## PROBLEM TO WORK ON
Only the lines from the start of the data through the line with "const [message, setMessage]" belong in the copy. Restate them word for word, minus the pictures.

## DATA SHOWN
>>>>>

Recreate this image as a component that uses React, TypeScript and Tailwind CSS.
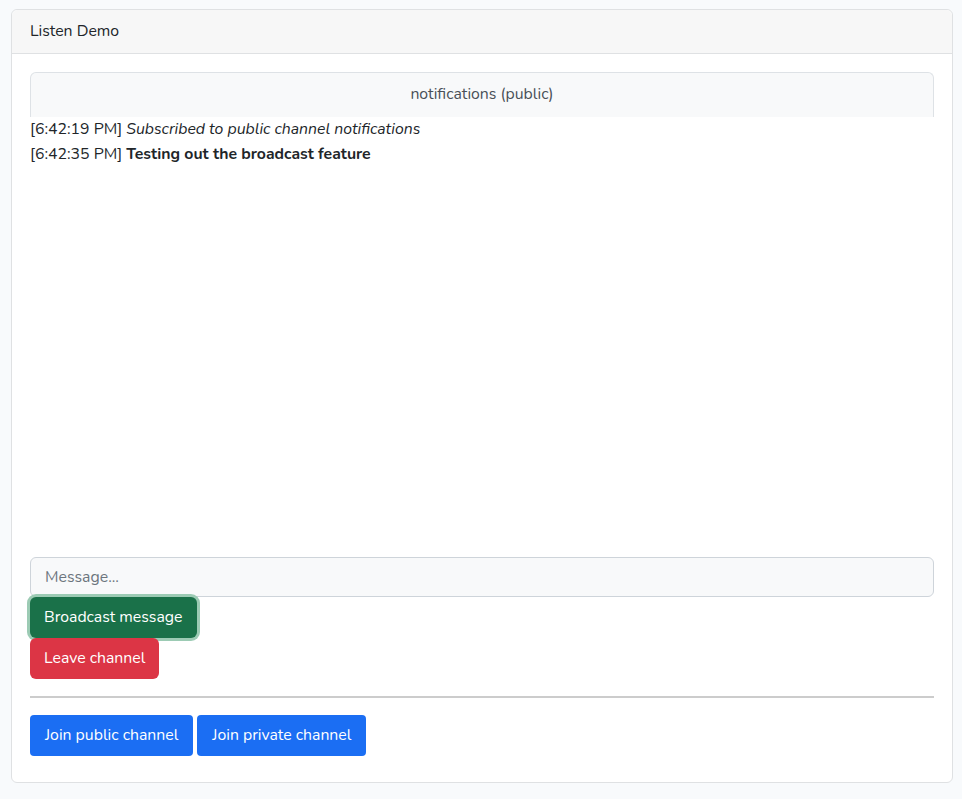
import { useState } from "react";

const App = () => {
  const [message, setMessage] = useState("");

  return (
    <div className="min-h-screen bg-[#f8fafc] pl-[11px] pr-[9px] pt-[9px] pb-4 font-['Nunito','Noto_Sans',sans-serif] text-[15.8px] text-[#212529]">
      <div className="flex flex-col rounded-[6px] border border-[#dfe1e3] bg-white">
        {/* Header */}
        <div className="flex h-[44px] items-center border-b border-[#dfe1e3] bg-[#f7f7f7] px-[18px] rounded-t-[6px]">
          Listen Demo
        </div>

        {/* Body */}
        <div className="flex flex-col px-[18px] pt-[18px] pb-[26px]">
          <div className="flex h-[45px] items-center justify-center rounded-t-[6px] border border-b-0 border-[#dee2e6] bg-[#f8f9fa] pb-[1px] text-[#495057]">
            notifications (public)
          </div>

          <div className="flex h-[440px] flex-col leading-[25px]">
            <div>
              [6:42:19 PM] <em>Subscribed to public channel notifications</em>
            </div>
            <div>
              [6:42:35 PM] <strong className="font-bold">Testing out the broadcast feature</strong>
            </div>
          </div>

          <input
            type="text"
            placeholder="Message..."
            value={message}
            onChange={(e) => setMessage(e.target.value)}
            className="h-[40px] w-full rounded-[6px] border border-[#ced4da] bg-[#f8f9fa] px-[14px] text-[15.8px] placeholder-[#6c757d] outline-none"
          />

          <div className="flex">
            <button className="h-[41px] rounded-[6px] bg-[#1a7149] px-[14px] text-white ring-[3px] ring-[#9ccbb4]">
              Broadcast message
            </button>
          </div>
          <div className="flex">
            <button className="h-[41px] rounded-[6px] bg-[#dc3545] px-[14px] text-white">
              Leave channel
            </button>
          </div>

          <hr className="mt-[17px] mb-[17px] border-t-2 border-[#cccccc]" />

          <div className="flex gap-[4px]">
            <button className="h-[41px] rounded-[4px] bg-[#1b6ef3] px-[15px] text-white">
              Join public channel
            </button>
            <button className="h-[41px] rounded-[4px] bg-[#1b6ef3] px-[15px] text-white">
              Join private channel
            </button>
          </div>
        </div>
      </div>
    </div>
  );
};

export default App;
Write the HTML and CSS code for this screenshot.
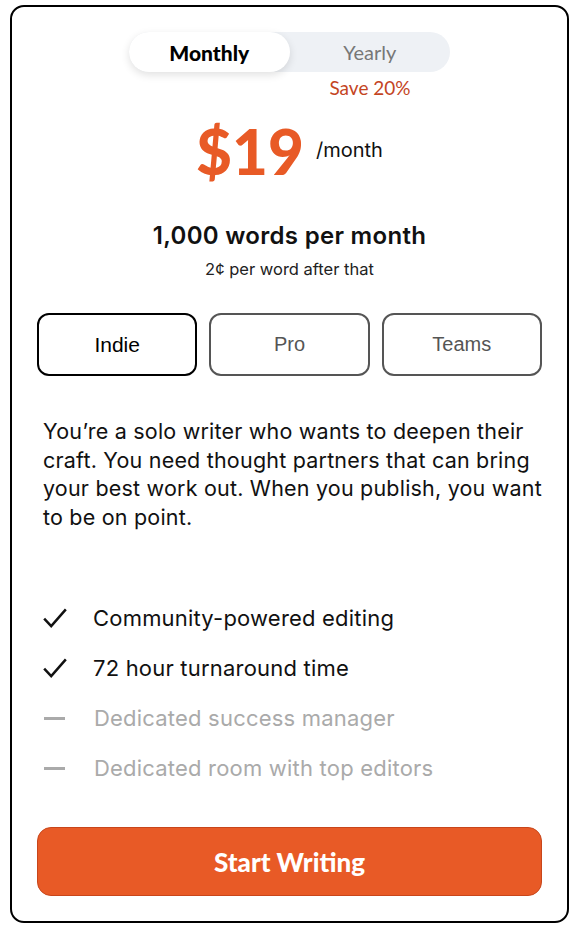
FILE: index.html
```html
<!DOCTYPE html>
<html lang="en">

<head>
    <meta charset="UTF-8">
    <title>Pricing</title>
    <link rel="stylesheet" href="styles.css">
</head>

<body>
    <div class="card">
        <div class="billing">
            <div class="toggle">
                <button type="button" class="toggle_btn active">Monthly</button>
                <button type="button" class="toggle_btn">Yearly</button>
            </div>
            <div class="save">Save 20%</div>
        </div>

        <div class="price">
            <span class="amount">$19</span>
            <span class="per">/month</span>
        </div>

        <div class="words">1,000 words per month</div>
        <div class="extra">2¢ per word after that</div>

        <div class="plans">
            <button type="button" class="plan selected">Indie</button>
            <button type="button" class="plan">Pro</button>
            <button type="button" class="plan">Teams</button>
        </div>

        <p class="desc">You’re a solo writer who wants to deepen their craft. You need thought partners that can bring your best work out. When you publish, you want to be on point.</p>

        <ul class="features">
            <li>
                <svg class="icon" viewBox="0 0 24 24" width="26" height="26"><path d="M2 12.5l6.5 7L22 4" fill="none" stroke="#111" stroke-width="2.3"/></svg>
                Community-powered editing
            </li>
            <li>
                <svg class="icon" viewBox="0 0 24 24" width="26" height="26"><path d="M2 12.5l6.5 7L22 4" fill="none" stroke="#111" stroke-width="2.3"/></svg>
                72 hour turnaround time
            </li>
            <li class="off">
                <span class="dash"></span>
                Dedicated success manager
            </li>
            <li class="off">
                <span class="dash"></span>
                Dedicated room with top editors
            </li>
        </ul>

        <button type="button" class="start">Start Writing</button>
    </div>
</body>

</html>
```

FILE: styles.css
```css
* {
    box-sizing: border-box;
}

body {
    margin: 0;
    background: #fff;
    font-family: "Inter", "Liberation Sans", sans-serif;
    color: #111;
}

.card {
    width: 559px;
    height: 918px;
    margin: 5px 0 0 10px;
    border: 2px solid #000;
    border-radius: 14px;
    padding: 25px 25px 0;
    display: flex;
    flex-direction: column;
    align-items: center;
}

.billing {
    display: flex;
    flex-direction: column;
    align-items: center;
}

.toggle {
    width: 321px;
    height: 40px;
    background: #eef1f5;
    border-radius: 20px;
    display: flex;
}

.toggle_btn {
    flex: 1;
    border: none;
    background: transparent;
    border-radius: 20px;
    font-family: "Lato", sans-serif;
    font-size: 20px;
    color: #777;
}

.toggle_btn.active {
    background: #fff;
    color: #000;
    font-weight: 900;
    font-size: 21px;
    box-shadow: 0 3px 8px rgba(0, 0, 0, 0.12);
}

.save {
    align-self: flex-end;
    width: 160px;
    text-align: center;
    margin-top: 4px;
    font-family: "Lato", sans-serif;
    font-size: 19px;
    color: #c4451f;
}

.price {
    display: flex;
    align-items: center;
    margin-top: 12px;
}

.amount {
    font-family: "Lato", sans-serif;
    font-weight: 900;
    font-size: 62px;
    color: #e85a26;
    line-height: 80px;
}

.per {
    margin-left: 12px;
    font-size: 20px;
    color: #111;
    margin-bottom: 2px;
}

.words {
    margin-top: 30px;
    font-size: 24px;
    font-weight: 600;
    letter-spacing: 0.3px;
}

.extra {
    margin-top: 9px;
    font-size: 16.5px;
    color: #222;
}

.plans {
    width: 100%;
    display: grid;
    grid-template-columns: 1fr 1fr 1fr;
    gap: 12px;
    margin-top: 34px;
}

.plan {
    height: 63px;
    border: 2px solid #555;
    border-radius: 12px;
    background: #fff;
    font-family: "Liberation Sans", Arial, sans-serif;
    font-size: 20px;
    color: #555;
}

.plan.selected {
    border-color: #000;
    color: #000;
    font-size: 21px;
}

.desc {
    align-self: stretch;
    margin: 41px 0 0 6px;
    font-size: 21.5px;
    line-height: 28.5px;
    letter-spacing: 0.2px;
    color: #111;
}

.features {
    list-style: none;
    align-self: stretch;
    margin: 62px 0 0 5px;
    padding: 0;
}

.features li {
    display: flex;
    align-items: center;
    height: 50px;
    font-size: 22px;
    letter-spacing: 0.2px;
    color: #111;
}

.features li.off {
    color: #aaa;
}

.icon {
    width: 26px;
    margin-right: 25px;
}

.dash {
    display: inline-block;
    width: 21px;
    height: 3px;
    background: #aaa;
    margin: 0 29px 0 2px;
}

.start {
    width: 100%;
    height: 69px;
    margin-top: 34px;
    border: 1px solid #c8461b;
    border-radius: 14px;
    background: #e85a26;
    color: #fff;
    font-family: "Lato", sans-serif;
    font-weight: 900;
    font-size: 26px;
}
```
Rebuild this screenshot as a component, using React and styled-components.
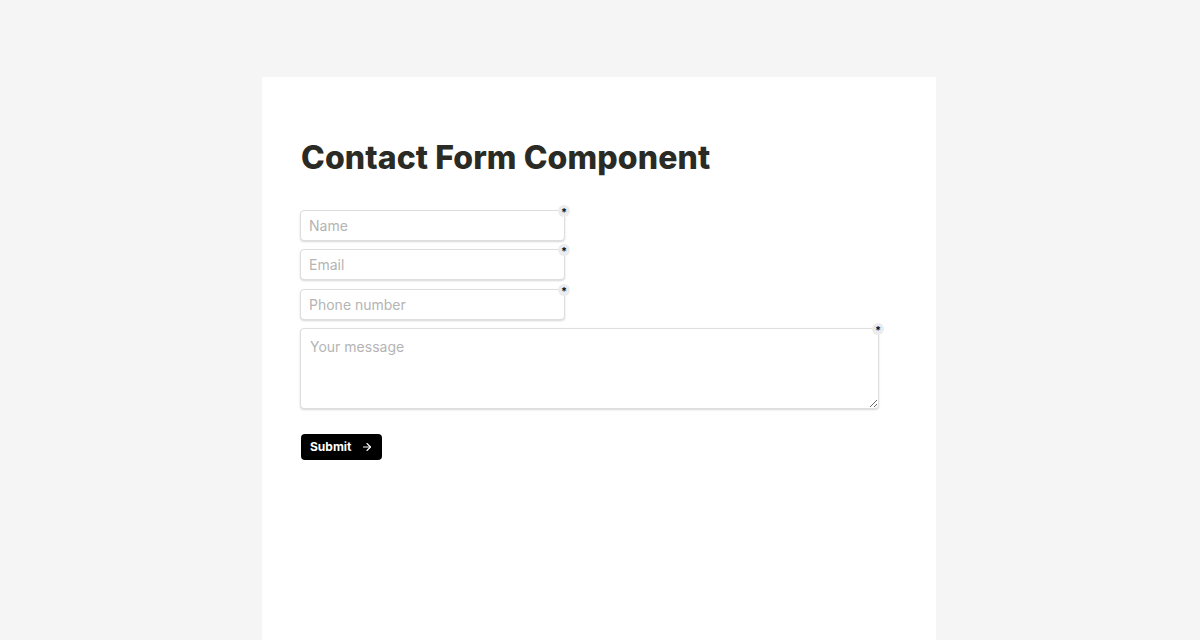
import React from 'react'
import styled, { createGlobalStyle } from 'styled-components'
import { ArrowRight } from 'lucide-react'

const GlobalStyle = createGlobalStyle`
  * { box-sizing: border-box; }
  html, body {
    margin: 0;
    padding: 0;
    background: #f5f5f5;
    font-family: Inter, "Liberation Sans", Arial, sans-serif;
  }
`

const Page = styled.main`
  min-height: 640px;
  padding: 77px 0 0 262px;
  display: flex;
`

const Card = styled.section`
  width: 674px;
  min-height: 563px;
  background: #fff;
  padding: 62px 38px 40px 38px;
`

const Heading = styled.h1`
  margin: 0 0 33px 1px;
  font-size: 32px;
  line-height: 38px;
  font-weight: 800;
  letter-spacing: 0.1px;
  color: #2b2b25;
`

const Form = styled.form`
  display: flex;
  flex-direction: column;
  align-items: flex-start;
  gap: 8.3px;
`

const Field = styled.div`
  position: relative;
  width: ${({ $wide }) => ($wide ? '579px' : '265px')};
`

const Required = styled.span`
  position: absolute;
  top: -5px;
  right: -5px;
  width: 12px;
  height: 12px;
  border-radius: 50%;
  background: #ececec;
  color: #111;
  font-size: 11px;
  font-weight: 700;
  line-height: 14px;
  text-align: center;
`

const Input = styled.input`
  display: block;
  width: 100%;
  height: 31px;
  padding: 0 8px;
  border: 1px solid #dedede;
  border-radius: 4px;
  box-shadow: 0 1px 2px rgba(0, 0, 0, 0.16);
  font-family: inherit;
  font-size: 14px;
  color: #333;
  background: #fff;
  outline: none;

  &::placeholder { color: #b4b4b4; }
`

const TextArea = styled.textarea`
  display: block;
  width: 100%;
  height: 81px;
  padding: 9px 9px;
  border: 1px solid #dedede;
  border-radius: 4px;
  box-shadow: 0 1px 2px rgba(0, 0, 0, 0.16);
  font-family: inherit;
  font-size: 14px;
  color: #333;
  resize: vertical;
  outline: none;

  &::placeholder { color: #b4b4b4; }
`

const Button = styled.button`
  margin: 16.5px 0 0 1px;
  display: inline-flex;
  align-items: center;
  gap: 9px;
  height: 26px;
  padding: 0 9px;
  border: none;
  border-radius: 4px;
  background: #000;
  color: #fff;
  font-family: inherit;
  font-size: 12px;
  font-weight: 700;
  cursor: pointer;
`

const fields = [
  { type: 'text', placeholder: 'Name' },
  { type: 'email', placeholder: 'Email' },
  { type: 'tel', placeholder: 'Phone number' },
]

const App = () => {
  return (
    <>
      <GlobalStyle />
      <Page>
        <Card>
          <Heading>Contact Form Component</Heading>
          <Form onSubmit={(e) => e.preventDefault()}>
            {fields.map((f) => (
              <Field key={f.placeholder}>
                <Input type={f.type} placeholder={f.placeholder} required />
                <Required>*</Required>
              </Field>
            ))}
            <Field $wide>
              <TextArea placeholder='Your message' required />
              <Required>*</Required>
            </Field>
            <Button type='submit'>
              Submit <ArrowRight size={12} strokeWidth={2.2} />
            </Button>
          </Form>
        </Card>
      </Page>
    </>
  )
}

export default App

<<<<<

## RESPONSE TO THE TASK
Recreate this image as a component that uses React, TypeScript and Tailwind CSS.
import { useState } from "react";

const App = () => {
  const [message, setMessage] = useState("");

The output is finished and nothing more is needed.